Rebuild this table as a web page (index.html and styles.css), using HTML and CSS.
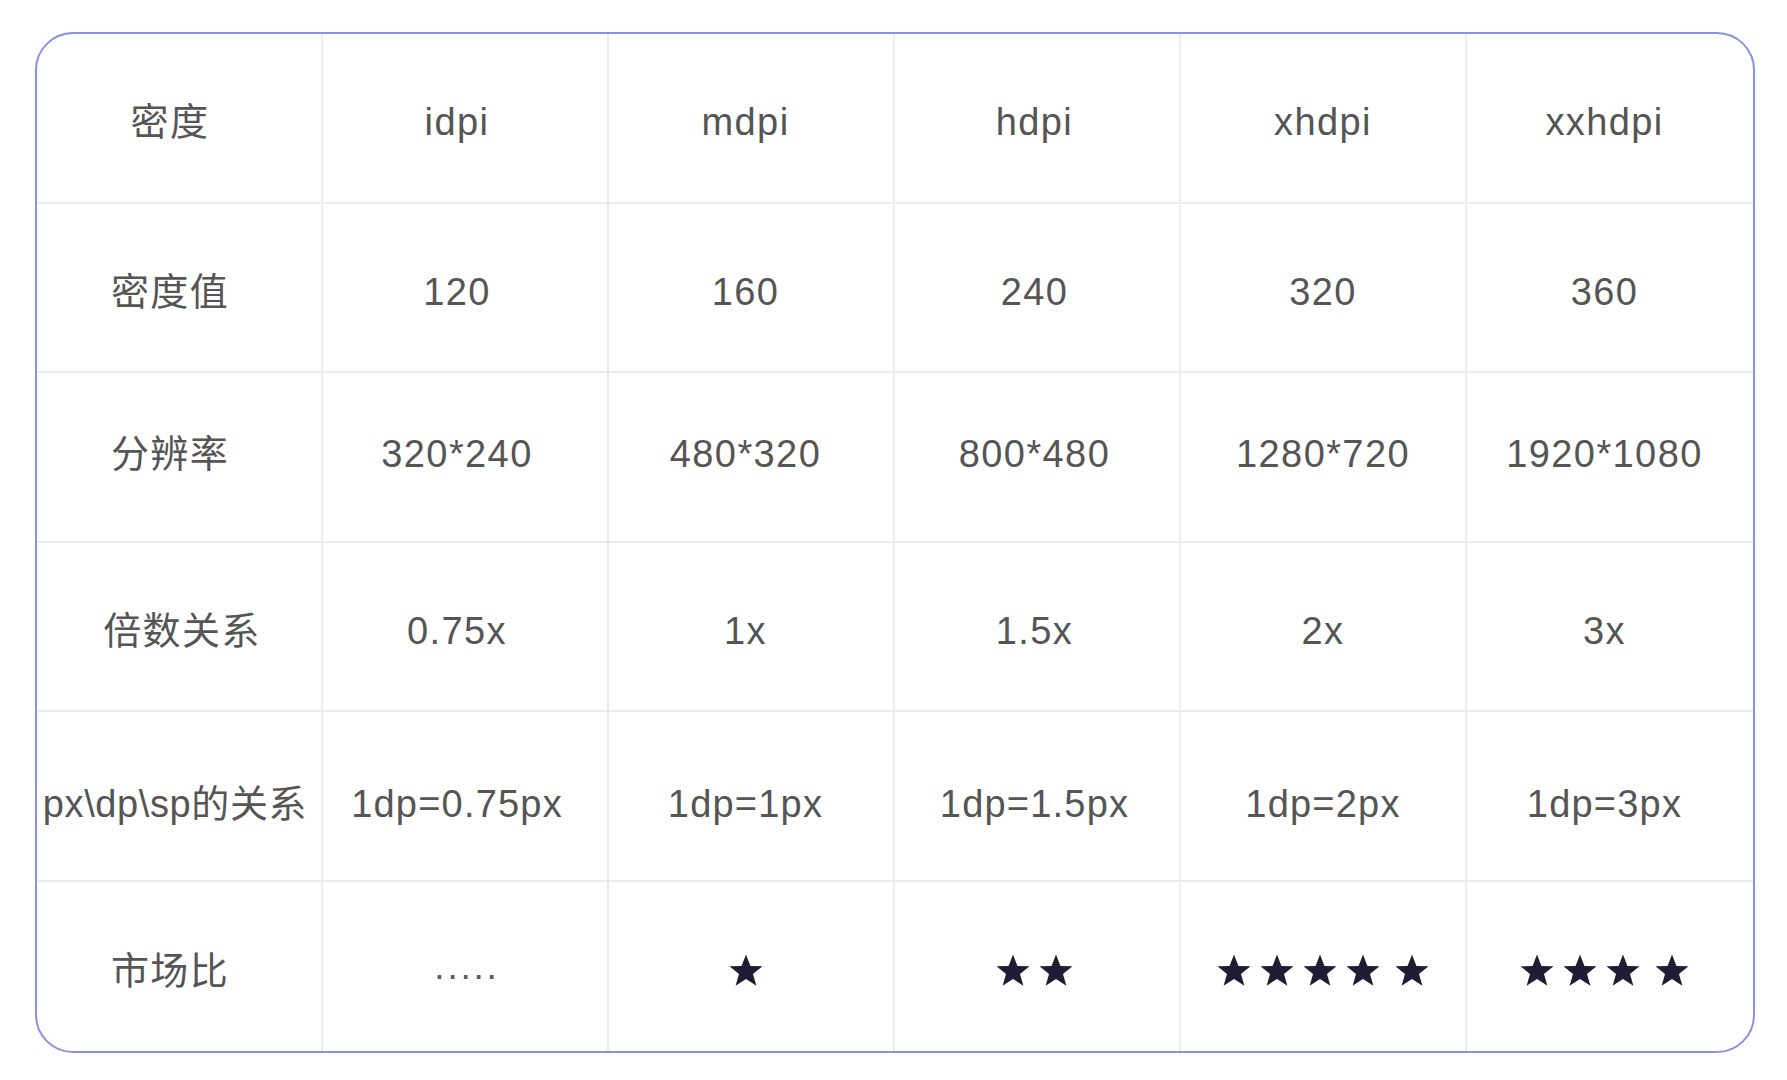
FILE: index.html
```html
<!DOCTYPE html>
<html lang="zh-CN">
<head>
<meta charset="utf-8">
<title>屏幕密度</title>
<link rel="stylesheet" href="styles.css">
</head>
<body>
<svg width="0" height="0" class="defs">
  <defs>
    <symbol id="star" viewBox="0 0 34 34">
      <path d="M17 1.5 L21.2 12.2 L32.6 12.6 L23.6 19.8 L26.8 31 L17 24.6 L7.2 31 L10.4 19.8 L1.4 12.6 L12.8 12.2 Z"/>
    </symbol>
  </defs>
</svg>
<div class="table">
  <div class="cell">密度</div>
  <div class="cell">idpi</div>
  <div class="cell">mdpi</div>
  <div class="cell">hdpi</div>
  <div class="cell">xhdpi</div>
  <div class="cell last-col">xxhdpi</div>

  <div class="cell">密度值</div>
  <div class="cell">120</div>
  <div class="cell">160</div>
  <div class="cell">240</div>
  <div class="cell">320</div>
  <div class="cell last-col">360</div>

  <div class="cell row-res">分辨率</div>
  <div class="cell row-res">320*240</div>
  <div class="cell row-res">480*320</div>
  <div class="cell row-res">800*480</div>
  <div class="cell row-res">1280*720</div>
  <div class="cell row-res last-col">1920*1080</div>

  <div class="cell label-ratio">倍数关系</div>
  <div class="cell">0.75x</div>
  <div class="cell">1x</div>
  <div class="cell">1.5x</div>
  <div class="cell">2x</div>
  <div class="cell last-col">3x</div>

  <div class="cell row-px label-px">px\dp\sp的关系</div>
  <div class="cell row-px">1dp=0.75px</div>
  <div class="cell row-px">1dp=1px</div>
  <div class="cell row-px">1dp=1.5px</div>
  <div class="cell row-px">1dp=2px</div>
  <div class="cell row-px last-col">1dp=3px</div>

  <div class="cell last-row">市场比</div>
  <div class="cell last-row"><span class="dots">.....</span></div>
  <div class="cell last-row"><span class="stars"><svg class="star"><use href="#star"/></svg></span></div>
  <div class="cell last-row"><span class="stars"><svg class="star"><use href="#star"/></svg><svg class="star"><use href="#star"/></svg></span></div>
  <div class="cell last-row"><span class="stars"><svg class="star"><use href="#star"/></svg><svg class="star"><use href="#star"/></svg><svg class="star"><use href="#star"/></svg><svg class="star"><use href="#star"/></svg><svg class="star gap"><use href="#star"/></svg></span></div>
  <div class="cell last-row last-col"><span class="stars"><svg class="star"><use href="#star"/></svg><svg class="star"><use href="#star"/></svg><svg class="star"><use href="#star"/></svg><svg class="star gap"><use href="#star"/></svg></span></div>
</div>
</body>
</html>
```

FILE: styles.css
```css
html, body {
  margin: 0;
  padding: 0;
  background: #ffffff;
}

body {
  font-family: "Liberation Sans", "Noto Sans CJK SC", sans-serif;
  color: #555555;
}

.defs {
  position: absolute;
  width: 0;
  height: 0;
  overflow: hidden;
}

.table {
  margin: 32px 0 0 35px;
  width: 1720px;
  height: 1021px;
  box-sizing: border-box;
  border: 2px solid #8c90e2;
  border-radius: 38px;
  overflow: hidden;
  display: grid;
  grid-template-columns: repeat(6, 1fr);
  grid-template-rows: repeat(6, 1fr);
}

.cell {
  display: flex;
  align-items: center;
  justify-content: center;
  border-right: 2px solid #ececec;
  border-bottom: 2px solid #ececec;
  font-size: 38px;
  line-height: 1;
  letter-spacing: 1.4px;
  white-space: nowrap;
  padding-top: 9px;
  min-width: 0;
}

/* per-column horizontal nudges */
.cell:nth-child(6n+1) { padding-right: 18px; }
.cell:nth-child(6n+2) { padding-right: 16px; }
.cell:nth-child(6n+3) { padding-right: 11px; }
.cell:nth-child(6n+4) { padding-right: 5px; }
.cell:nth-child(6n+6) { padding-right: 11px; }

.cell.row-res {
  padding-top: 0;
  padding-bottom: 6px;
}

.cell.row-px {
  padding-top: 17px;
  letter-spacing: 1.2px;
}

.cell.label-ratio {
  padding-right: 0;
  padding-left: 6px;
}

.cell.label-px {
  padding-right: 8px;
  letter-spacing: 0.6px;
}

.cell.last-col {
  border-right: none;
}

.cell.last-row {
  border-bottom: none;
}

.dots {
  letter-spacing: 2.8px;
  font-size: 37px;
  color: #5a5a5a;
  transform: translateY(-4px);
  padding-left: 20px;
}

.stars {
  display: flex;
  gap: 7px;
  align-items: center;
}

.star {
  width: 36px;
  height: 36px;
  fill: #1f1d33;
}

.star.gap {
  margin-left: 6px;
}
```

══════════

## Your instructions:
Work out the count of lines containing the word "styles", then write only that count.

## Task output:
3